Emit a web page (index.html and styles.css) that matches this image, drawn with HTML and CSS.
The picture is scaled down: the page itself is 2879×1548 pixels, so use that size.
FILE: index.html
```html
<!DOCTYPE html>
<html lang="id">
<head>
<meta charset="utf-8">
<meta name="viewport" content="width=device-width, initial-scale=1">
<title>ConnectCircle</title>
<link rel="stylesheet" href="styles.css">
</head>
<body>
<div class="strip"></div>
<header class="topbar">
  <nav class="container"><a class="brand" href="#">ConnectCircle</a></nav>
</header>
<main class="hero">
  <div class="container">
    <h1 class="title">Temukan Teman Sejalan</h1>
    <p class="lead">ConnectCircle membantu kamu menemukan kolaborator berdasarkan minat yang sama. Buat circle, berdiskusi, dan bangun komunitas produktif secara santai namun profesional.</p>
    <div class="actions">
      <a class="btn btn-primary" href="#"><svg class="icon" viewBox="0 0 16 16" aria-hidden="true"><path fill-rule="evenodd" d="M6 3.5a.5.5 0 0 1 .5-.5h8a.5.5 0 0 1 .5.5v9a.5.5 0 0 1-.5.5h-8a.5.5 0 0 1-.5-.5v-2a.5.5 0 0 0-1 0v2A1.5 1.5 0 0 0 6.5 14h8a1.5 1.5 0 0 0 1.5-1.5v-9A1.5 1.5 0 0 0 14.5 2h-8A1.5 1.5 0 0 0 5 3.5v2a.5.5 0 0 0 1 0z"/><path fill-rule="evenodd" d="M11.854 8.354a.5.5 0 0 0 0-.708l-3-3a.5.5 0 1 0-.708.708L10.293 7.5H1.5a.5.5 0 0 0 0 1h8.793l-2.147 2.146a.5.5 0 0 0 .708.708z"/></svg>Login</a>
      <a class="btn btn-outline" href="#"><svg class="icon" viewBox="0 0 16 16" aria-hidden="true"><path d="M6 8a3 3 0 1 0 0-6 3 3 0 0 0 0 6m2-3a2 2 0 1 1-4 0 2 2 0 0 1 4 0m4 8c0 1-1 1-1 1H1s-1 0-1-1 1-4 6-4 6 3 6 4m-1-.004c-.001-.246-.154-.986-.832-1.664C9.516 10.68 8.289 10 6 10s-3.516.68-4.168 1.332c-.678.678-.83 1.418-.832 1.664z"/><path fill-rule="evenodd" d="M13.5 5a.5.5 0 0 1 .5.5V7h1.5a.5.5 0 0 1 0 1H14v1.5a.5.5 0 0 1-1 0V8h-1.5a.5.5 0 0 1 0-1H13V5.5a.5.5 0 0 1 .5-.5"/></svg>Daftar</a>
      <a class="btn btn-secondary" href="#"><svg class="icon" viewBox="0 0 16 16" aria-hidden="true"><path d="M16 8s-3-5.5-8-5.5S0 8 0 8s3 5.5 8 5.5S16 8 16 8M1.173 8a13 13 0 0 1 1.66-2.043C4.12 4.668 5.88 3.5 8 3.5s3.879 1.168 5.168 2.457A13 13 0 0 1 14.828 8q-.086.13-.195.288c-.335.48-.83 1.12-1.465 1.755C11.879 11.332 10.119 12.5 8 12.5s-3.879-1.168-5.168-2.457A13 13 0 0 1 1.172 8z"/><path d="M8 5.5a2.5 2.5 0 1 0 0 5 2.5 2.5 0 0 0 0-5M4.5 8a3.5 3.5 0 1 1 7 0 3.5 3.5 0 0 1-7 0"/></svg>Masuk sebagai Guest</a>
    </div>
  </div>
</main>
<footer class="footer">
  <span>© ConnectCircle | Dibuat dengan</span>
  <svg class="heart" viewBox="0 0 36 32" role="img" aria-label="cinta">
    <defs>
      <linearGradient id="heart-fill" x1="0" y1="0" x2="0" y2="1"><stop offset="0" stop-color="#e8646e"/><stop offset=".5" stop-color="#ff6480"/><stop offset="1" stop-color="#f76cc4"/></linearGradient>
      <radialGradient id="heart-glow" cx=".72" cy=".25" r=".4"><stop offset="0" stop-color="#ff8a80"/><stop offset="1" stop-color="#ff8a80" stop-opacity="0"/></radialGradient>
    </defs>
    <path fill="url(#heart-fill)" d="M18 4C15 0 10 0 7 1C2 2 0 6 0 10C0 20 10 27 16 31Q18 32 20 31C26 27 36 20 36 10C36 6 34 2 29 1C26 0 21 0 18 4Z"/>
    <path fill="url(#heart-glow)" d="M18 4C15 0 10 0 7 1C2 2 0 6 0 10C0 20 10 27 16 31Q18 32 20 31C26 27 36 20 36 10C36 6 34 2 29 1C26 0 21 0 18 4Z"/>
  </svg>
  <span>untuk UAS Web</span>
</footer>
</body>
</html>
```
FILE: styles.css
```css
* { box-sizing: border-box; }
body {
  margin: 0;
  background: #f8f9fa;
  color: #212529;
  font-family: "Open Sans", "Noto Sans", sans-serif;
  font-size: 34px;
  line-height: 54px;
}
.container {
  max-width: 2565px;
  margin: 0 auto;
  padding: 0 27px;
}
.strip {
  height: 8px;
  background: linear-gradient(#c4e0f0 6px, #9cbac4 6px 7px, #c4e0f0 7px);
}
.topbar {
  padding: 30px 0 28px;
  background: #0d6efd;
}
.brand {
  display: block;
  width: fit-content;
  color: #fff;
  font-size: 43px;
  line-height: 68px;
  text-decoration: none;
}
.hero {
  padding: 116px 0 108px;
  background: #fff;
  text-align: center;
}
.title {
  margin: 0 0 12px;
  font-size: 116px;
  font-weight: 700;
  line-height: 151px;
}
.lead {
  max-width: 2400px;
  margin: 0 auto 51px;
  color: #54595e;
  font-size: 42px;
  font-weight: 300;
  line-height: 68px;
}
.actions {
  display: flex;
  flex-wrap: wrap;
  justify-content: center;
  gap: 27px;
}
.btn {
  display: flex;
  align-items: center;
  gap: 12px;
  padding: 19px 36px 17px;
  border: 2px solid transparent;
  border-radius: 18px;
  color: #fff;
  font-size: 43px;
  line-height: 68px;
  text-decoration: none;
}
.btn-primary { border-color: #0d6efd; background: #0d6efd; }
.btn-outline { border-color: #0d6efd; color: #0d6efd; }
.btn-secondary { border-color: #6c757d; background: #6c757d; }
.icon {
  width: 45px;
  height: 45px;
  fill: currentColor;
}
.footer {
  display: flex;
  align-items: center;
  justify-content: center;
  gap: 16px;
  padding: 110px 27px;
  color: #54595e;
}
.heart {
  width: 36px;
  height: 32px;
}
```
...
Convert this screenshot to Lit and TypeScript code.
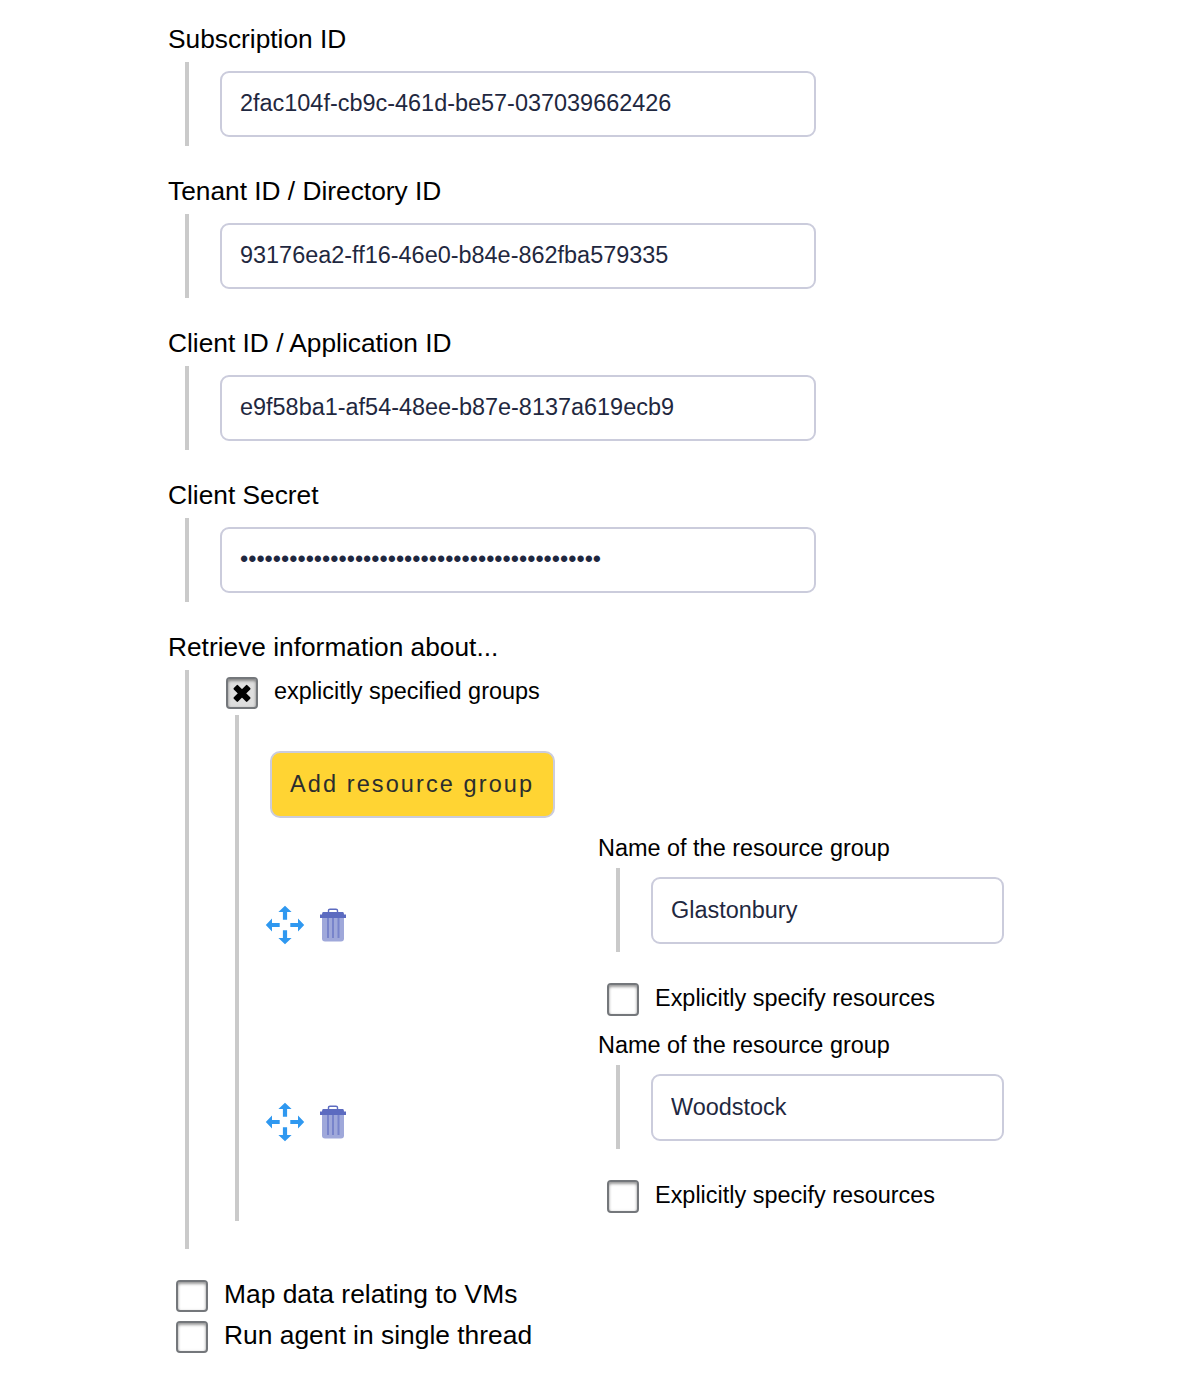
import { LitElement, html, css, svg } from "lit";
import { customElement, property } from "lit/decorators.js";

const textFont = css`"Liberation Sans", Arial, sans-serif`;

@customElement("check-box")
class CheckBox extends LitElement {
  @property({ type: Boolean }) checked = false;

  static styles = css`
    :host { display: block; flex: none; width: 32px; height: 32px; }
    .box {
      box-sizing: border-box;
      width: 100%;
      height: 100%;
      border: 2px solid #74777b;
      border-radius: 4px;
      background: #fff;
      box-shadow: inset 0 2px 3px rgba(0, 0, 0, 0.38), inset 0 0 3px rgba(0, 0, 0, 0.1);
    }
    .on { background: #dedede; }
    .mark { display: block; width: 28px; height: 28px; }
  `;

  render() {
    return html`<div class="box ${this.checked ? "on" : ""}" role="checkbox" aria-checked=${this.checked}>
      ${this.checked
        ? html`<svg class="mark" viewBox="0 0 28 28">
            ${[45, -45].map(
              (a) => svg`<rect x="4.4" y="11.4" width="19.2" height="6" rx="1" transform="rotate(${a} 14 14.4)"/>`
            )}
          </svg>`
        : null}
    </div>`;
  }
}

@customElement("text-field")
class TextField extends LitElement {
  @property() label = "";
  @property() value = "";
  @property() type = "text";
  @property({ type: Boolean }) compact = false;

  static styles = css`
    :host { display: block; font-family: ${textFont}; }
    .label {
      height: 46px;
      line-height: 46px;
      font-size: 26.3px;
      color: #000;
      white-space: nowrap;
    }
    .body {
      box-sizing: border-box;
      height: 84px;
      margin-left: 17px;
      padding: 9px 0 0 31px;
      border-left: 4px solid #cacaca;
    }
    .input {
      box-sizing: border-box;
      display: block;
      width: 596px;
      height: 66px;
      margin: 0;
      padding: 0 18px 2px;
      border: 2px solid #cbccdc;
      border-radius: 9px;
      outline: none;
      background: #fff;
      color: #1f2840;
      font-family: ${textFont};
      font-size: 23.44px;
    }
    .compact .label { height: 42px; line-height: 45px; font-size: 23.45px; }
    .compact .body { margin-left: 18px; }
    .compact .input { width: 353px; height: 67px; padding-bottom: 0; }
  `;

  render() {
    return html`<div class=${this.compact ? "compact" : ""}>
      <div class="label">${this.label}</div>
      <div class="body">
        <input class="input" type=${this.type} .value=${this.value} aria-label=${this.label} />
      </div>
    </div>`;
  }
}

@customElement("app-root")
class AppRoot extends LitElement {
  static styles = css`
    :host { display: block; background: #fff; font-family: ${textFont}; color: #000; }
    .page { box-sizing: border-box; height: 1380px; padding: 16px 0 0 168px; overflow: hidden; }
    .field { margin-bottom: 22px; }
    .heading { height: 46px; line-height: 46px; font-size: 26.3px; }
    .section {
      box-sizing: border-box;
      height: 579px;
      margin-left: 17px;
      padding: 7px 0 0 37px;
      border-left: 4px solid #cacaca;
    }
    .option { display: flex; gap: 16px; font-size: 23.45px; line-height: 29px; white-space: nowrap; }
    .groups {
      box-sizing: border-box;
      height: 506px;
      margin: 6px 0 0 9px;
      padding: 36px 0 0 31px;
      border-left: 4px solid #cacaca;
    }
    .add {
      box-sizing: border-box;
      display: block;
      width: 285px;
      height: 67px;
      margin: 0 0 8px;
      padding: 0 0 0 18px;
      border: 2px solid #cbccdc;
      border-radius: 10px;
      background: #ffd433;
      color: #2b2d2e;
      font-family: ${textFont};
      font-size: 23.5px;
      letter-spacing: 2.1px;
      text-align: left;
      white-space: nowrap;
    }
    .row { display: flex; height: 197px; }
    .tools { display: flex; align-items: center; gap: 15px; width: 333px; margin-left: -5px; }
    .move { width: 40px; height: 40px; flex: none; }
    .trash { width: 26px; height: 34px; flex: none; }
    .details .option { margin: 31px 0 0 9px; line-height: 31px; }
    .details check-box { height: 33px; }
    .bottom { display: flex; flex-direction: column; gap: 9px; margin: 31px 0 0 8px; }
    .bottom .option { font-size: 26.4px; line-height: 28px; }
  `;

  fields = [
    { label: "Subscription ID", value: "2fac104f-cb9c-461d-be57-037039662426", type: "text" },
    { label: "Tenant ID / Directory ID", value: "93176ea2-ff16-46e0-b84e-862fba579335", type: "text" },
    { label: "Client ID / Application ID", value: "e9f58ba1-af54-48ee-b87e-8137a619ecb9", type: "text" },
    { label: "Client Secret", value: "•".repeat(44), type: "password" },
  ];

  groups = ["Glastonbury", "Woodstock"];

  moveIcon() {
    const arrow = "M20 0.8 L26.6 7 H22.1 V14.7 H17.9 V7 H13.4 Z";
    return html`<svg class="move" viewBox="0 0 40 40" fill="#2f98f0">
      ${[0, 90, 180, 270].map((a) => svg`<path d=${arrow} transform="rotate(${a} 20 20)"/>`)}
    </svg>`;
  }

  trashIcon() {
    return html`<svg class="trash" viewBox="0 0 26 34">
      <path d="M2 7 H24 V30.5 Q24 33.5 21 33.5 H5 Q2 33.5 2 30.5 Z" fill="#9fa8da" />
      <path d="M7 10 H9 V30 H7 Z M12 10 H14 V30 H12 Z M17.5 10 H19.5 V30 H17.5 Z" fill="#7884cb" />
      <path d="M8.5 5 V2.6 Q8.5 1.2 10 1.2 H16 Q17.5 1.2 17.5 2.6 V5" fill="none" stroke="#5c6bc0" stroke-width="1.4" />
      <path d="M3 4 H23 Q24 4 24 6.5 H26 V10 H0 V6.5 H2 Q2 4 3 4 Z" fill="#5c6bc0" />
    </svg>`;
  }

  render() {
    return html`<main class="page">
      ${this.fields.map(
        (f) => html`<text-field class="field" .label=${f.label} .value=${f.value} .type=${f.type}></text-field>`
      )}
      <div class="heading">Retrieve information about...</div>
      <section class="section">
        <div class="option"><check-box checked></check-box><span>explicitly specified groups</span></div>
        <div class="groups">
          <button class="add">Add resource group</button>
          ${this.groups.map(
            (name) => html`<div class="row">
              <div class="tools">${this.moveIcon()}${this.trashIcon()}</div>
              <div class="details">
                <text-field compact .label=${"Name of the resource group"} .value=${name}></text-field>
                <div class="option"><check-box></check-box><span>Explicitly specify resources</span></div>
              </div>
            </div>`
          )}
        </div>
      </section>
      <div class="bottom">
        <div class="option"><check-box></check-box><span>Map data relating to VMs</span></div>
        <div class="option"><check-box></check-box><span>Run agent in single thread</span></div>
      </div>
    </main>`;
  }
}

## Task objective
In the entries above, find the line that contains "Convert this screenshot" and the line that contains "checked = false;". Reproduce exactly those two lines and every line between them, but not the pictures.

## Exercise answer
Convert this screenshot to Lit and TypeScript code.
import { LitElement, html, css, svg } from "lit";
import { customElement, property } from "lit/decorators.js";

const textFont = css`"Liberation Sans", Arial, sans-serif`;

@customElement("check-box")
class CheckBox extends LitElement {
  @property({ type: Boolean }) checked = false;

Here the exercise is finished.